If your day toggles from a beam stiffener to a fence welding repair outside, reset your mindset and your kit. Outdoor work introduces wind, contamination, and galvanizing fumes if the fence is coated. Grind the area clean, switch to the appropriate respirator filters, and adjust process settings. Piling all tasks into one without those resets leads to mistakes.
The value of mobile welding on structural beams and columns is not just convenience. It is about bringing certified, AWS-compliant welding processes to the exact point of need, with the agility to handle surprises. A portable welder with the right equipment reduces crane idle time, limits demolition, and protects the schedule. When paired with solid planning and honest communication, on site welding services can correct fit-up errors, reinforce members for new loads, and make safe, permanent repairs after impact or corrosion.
The most satisfying days end with straight lines, flush plates, and inspection sign-offs that read “Accepted.” That comes from care at every stage, from how a welder coils leads in the morning to how they clean a final bead along a column stiffener at dusk. Structural steel rewards that discipline. So do building owners, insurers, and everyone who walks under those beams.

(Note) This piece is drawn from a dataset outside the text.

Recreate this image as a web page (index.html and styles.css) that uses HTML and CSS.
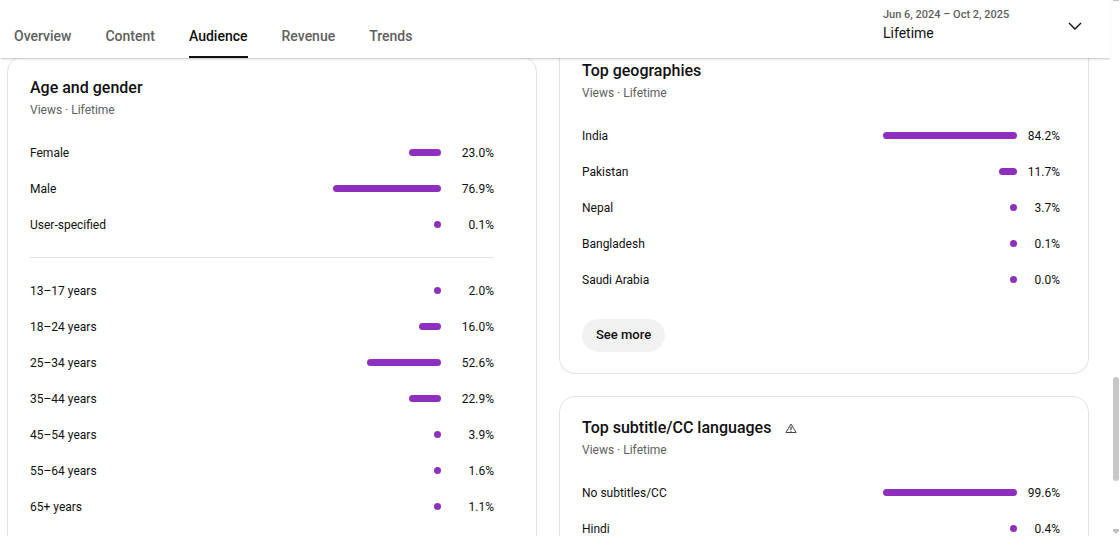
FILE: index.html
```html
<!DOCTYPE html>
<html lang="en">
<head>
    <meta charset="utf-8">
    <title>Channel analytics</title>
    <link rel="stylesheet" href="styles.css">
</head>
<body>
    <div class="app">
        <header class="topbar">
            <nav class="tabs">
                <a href="#overview">Overview</a>
                <a href="#content">Content</a>
                <a href="#audience" class="active">Audience</a>
                <a href="#revenue">Revenue</a>
                <a href="#trends">Trends</a>
            </nav>
            <button type="button" class="period">
                <span class="period-text">
                    <span class="period-dates">Jun 6, 2024 – Oct 2, 2025</span>
                    <span class="period-name">Lifetime</span>
                </span>
                <svg width="14" height="8" viewBox="0 0 14 8" fill="none" stroke="#0f0f0f" stroke-width="1.4"><path d="M1 1l6 6 6-6"/></svg>
            </button>
        </header>

        <main class="columns">
            <!-- left column -->
            <section class="card card-wide">
                <h2>Age and gender</h2>
                <p class="sub">Views · Lifetime</p>
                <table>
                    <tr><th scope="row">Female</th><td class="track"><div class="bar" style="width: 23%"></div></td><td class="value">23.0%</td></tr>
                    <tr><th scope="row">Male</th><td class="track"><div class="bar" style="width: 76.9%"></div></td><td class="value">76.9%</td></tr>
                    <tr><th scope="row">User-specified</th><td class="track"><div class="bar" style="width: 0.1%"></div></td><td class="value">0.1%</td></tr>
                </table>
                <hr>
                <table>
                    <tr><th scope="row">13–17 years</th><td class="track"><div class="bar" style="width: 2%"></div></td><td class="value">2.0%</td></tr>
                    <tr><th scope="row">18–24 years</th><td class="track"><div class="bar" style="width: 16%"></div></td><td class="value">16.0%</td></tr>
                    <tr><th scope="row">25–34 years</th><td class="track"><div class="bar" style="width: 52.6%"></div></td><td class="value">52.6%</td></tr>
                    <tr><th scope="row">35–44 years</th><td class="track"><div class="bar" style="width: 22.9%"></div></td><td class="value">22.9%</td></tr>
                    <tr><th scope="row">45–54 years</th><td class="track"><div class="bar" style="width: 3.9%"></div></td><td class="value">3.9%</td></tr>
                    <tr><th scope="row">55–64 years</th><td class="track"><div class="bar" style="width: 1.6%"></div></td><td class="value">1.6%</td></tr>
                    <tr><th scope="row">65+ years</th><td class="track"><div class="bar" style="width: 1.1%"></div></td><td class="value">1.1%</td></tr>
                </table>
            </section>

            <!-- right column -->
            <div class="stack">
                <section class="card card-cut">
                    <h2>Top geographies</h2>
                    <p class="sub">Views · Lifetime</p>
                    <table>
                        <tr><th scope="row">India</th><td class="track"><div class="bar" style="width: 100%"></div></td><td class="value">84.2%</td></tr>
                        <tr><th scope="row">Pakistan</th><td class="track"><div class="bar" style="width: 13.4%"></div></td><td class="value">11.7%</td></tr>
                        <tr><th scope="row">Nepal</th><td class="track"><div class="bar" style="width: 4.4%"></div></td><td class="value">3.7%</td></tr>
                        <tr><th scope="row">Bangladesh</th><td class="track"><div class="bar" style="width: 0.1%"></div></td><td class="value">0.1%</td></tr>
                        <tr><th scope="row">Saudi Arabia</th><td class="track"><div class="bar" style="width: 0%"></div></td><td class="value">0.0%</td></tr>
                    </table>
                    <button type="button" class="more">See more</button>
                </section>

                <section class="card">
                    <h2>Top subtitle/CC languages
                        <svg width="12" height="11" viewBox="0 0 12 11" fill="none" stroke="#444" stroke-width="1"><path d="M6 1L.9 9.500h10.200z"/><path d="M6 3.500v3.500M6 7.700v1" stroke-width="1.200"/></svg>
                    </h2>
                    <p class="sub">Views · Lifetime</p>
                    <table>
                        <tr><th scope="row">No subtitles/CC</th><td class="track"><div class="bar" style="width: 100%"></div></td><td class="value">99.6%</td></tr>
                        <tr><th scope="row">Hindi</th><td class="track"><div class="bar" style="width: 0.4%"></div></td><td class="value">0.4%</td></tr>
                    </table>
                </section>
            </div>
        </main>
    </div>

    <div class="scrollbar">
        <div class="scroll-before"></div>
        <div class="scroll-thumb"></div>
        <div class="scroll-after">
            <svg width="6" height="5" viewBox="0 0 6 5" fill="#c1c1c1"><path d="M0 0h6v2L3 5 0 2z"/></svg>
        </div>
    </div>
</body>
</html>
```
FILE: styles.css
```css
* {
    box-sizing: border-box;
}

body {
    margin: 0;
    height: 100vh;
    display: flex;
    overflow: hidden;
    background: #fff;
    color: #0f0f0f;
    font-family: Roboto, Arial, sans-serif;
    font-size: 12px;
}

.app {
    flex: 1;
    display: flex;
    flex-direction: column;
    min-width: 0;
}

/* top bar */
.topbar {
    position: relative;
    z-index: 1;
    flex: none;
    display: flex;
    justify-content: space-between;
    height: 58px;
    padding: 0 29px 0 14px;
    background: #fff;
    box-shadow: 0 2px 2px -1px rgba(0, 0, 0, 0.25);
}

.tabs {
    display: flex;
    gap: 34px;
}

.tabs a {
    padding-top: 26px;
    border-bottom: 2px solid transparent;
    color: #606060;
    font-size: 14px;
    font-weight: 500;
    line-height: 20px;
    text-decoration: none;
}

.tabs a.active {
    color: #0f0f0f;
    border-bottom-color: #0f0f0f;
}

.period {
    display: flex;
    align-items: center;
    justify-content: space-between;
    width: 199px;
    height: 52px;
    padding: 0;
    border: 0;
    background: none;
    color: #0f0f0f;
    font-family: inherit;
    text-align: left;
}

.period-text {
    display: flex;
    flex-direction: column;
    padding-bottom: 3px;
}

.period-dates {
    color: #606060;
    font-size: 11px;
    font-weight: 500;
    line-height: 16px;
}

.period-name {
    font-size: 14px;
    line-height: 20px;
}

/* cards */
.columns {
    flex: 1;
    display: grid;
    grid-template-columns: 1fr 1fr;
    gap: 22px;
    min-height: 0;
    margin-top: -2px;
    padding: 0 22px 0 7px;
    overflow: hidden;
}

.stack {
    display: flex;
    flex-direction: column;
    gap: 22px;
}

.card {
    padding: 19px 28px 21px 22px;
    border: 1px solid #e2e2e2;
    border-radius: 16px;
}

.card-wide {
    padding-right: 42px;
}

.card-cut {
    padding-top: 3px;
    border-top: 0;
    border-radius: 0 0 16px 16px;
}

.stack .card {
    flex: none;
}

h2 {
    display: flex;
    align-items: center;
    gap: 14px;
    margin: 0;
    font-size: 16px;
    font-weight: 500;
    line-height: 24px;
}

.sub {
    margin: 2px 0 16px;
    color: #606060;
    line-height: 16px;
}

table {
    width: 100%;
    border-collapse: collapse;
}

tr {
    height: 36px;
}

th {
    padding: 2px 0 0;
    font-weight: 400;
    text-align: left;
}

td {
    padding: 0;
}

.track {
    width: 134px;
}

.value {
    width: 43px;
    padding-top: 2px;
    text-align: right;
}

.card-wide .track {
    width: 140px;
}

.card-wide .value {
    width: 53px;
}

.bar {
    min-width: 7px;
    height: 7px;
    margin-left: auto;
    border-radius: 4px;
    background: #8e2fbe;
}

hr {
    height: 1px;
    margin: 15px 0 14px;
    border: 0;
    background: #e2e2e2;
}

.more {
    height: 33px;
    margin-top: 22px;
    padding: 0 14px 2px;
    border: 0;
    border-radius: 17px;
    background: #f2f2f2;
    color: #0f0f0f;
    font-family: inherit;
    font-size: 13px;
    font-weight: 500;
}

/* page scrollbar */
.scrollbar {
    display: flex;
    flex-direction: column;
    width: 9px;
    padding: 0 1px 0 2px;
}

.scroll-before {
    flex: 378;
    border-top: 1px solid #c1c1c1;
}

.scroll-thumb {
    flex: 105;
    border-radius: 3px;
    background: #c8c8c8;
}

.scroll-after {
    flex: 53;
    display: flex;
    align-items: flex-end;
    padding-bottom: 2px;
}
```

Jobs blur together after a while, but some lessons repeat. Do not fight steel with filler metal. Control heat. Respect the WPS. Treat stainless, aluminum, and carbon like the different animals they are. Keep the crew safe and the details clean. Whether you are welding a column base in an industrial plant, a shear tab for a new beam, or a stainless guard at a high-traffic stair, the same habits deliver predictable, code-compliant results.
If you manage a property, run a facility, or build structures, keep a certified mobile welder on your short list. When a pipe repair pops up, a gate hinge tears loose, or a beam needs reinforcement to carry a new unit, having a professional on site within hours can turn a potential shutdown into a minor note in the daily log. That quiet reliability is the real product of this trade.